● Task inputs
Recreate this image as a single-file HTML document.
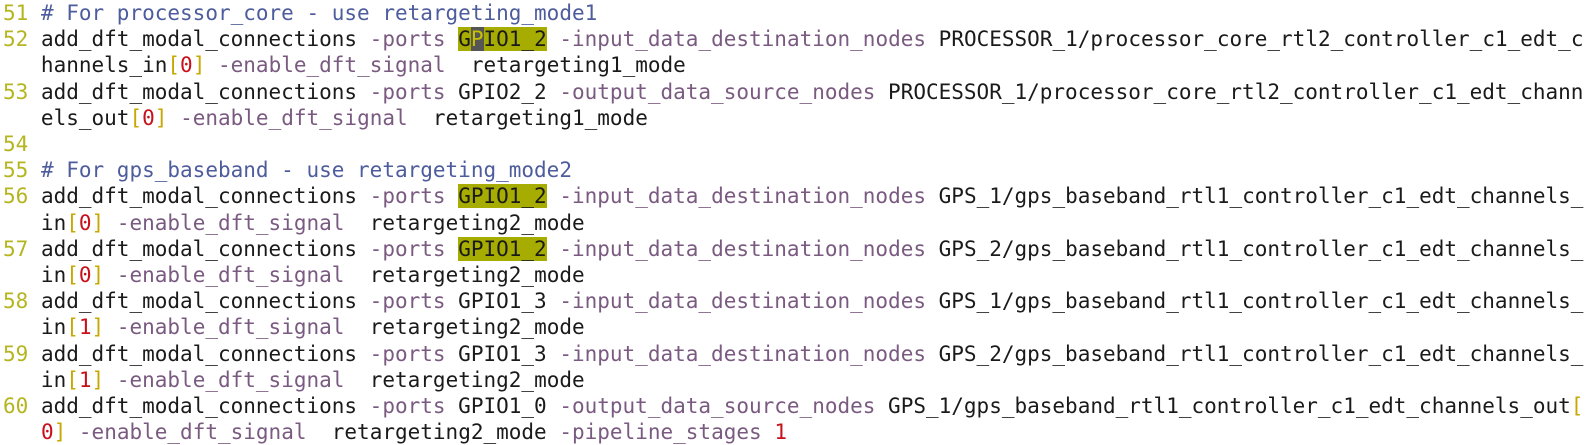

---

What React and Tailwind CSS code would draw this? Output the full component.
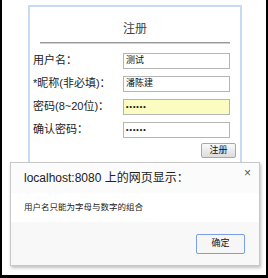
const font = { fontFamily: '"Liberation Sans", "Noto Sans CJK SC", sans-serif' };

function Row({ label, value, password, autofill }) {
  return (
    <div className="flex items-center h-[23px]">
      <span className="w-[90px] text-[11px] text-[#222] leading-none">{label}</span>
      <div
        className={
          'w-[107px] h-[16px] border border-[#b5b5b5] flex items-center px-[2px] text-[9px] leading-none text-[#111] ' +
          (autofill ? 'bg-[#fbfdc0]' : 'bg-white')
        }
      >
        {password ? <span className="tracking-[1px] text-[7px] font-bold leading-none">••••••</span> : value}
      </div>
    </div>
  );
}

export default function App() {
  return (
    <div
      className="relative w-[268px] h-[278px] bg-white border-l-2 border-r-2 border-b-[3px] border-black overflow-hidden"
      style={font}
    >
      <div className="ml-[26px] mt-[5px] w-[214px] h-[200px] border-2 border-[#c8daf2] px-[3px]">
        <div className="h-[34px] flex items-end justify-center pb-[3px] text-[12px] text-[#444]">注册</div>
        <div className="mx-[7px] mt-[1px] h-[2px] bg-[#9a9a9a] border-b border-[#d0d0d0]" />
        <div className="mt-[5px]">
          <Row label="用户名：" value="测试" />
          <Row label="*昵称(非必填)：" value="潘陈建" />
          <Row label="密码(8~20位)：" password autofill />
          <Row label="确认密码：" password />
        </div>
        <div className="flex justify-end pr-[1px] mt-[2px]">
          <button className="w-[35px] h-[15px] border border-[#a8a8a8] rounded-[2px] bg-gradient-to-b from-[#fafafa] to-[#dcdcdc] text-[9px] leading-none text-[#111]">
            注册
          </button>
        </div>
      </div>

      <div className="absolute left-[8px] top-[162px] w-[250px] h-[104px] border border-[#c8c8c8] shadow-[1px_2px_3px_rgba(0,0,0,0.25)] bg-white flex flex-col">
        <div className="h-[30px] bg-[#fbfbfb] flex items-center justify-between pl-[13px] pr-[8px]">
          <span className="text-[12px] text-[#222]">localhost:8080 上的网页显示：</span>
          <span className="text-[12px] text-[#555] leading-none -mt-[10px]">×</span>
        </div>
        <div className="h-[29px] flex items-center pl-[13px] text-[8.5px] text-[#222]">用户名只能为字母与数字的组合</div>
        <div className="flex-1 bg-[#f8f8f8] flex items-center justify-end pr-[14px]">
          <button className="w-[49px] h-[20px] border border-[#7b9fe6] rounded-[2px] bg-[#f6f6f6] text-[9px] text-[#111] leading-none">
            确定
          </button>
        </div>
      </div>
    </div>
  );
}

* * *

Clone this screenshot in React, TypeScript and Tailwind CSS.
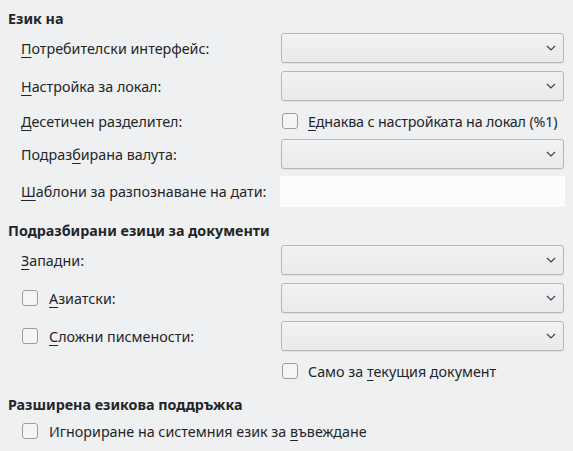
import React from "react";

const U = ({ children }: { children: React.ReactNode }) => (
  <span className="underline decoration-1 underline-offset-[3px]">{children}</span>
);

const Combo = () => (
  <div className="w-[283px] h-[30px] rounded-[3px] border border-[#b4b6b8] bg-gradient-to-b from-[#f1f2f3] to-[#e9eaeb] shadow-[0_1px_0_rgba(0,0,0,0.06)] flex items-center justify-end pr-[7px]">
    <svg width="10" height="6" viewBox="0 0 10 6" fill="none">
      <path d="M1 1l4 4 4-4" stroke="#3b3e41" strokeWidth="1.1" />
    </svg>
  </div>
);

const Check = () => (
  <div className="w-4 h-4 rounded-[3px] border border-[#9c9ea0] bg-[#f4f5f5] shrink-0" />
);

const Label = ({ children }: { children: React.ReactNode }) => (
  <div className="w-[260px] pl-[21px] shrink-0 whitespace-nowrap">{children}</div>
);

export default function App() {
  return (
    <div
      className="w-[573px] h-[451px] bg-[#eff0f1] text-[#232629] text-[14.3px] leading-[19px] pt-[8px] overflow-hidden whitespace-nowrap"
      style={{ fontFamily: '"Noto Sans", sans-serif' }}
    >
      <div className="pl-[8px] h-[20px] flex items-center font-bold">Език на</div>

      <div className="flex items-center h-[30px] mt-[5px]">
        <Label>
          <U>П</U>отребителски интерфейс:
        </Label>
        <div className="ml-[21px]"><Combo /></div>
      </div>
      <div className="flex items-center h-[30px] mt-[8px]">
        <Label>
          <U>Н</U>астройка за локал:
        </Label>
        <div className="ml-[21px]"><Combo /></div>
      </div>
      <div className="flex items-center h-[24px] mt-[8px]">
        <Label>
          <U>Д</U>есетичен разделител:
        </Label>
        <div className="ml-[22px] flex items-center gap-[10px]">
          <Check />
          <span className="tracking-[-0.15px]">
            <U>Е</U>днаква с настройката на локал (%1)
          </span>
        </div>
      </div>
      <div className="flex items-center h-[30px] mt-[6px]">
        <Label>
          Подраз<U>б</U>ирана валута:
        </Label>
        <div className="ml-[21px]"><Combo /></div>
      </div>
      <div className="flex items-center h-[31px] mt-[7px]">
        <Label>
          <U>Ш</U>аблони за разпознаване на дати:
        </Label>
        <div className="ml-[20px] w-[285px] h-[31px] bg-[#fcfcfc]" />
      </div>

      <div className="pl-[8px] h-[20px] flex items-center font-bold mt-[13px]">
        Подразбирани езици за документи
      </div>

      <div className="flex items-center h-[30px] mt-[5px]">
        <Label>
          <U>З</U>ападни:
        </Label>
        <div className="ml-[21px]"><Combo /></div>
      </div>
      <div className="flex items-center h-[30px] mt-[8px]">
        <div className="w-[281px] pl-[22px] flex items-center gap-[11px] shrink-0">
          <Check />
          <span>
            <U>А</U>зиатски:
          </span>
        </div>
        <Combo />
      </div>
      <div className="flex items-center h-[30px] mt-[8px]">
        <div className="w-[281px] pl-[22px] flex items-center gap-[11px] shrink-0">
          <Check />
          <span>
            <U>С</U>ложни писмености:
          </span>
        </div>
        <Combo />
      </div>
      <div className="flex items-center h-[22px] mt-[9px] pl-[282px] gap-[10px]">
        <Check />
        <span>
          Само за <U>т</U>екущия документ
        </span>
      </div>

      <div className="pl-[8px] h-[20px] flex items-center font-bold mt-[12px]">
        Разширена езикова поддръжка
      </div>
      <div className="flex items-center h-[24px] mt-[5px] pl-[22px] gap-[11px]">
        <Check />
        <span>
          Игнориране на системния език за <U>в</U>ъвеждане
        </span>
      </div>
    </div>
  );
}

● Exercise brief
Output a single number: how many lines contain the word "Tailwind".

● Solution for this problem
2